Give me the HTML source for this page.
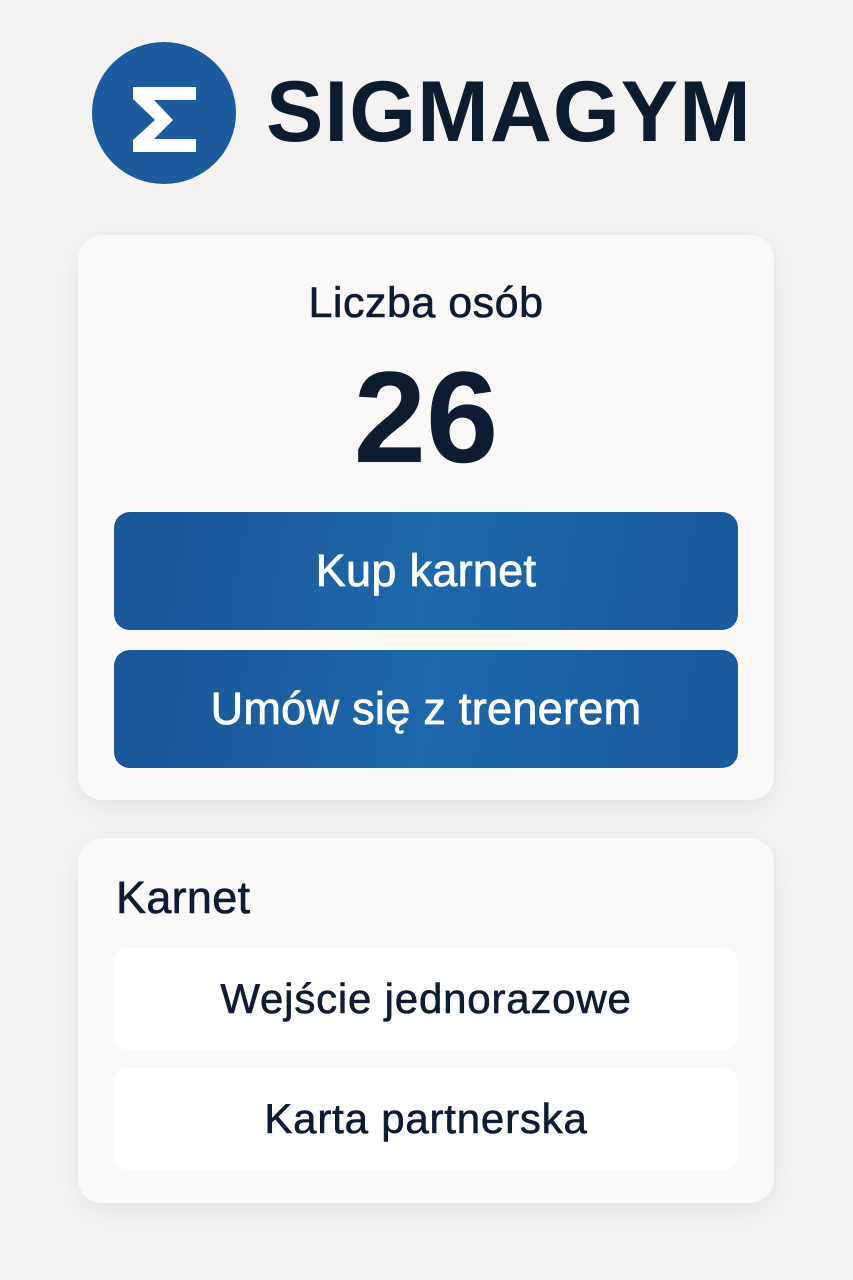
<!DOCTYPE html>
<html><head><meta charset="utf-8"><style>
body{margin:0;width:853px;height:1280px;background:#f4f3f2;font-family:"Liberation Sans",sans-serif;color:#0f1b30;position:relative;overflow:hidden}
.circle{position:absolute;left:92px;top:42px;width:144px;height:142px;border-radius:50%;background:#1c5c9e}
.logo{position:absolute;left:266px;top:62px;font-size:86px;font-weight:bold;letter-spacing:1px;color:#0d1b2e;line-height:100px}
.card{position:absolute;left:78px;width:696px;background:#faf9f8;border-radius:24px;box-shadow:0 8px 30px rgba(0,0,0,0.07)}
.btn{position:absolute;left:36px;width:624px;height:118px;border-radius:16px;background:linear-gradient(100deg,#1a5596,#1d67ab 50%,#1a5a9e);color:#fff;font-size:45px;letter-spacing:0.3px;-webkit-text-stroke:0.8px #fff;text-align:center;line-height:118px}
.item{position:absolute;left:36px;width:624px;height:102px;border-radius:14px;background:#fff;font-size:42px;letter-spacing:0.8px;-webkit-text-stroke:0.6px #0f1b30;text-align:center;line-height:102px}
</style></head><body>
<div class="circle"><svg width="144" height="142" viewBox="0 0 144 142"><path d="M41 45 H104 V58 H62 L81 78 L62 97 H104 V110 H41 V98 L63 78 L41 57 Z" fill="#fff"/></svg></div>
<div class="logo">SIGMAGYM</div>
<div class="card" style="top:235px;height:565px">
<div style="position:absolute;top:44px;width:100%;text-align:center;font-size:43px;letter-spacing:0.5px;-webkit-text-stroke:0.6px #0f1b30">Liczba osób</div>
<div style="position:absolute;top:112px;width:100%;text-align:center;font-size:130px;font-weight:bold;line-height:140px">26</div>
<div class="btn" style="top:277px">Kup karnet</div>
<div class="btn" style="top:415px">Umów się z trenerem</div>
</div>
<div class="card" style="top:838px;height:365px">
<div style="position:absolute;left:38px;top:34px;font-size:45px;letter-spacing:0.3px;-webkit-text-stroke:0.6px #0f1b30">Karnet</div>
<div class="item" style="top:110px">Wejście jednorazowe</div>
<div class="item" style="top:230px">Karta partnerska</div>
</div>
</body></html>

----

What you will do: Copy the material above exactly and drop the pictures.

Exercise answer:
Give me the HTML source for this page.
<!DOCTYPE html>
<html><head><meta charset="utf-8"><style>
body{margin:0;width:853px;height:1280px;background:#f4f3f2;font-family:"Liberation Sans",sans-serif;color:#0f1b30;position:relative;overflow:hidden}
.circle{position:absolute;left:92px;top:42px;width:144px;height:142px;border-radius:50%;background:#1c5c9e}
.logo{position:absolute;left:266px;top:62px;font-size:86px;font-weight:bold;letter-spacing:1px;color:#0d1b2e;line-height:100px}
.card{position:absolute;left:78px;width:696px;background:#faf9f8;border-radius:24px;box-shadow:0 8px 30px rgba(0,0,0,0.07)}
.btn{position:absolute;left:36px;width:624px;height:118px;border-radius:16px;background:linear-gradient(100deg,#1a5596,#1d67ab 50%,#1a5a9e);color:#fff;font-size:45px;letter-spacing:0.3px;-webkit-text-stroke:0.8px #fff;text-align:center;line-height:118px}
.item{position:absolute;left:36px;width:624px;height:102px;border-radius:14px;background:#fff;font-size:42px;letter-spacing:0.8px;-webkit-text-stroke:0.6px #0f1b30;text-align:center;line-height:102px}
</style></head><body>
<div class="circle"><svg width="144" height="142" viewBox="0 0 144 142"><path d="M41 45 H104 V58 H62 L81 78 L62 97 H104 V110 H41 V98 L63 78 L41 57 Z" fill="#fff"/></svg></div>
<div class="logo">SIGMAGYM</div>
<div class="card" style="top:235px;height:565px">
<div style="position:absolute;top:44px;width:100%;text-align:center;font-size:43px;letter-spacing:0.5px;-webkit-text-stroke:0.6px #0f1b30">Liczba osób</div>
<div style="position:absolute;top:112px;width:100%;text-align:center;font-size:130px;font-weight:bold;line-height:140px">26</div>
<div class="btn" style="top:277px">Kup karnet</div>
<div class="btn" style="top:415px">Umów się z trenerem</div>
</div>
<div class="card" style="top:838px;height:365px">
<div style="position:absolute;left:38px;top:34px;font-size:45px;letter-spacing:0.3px;-webkit-text-stroke:0.6px #0f1b30">Karnet</div>
<div class="item" style="top:110px">Wejście jednorazowe</div>
<div class="item" style="top:230px">Karta partnerska</div>
</div>
</body></html>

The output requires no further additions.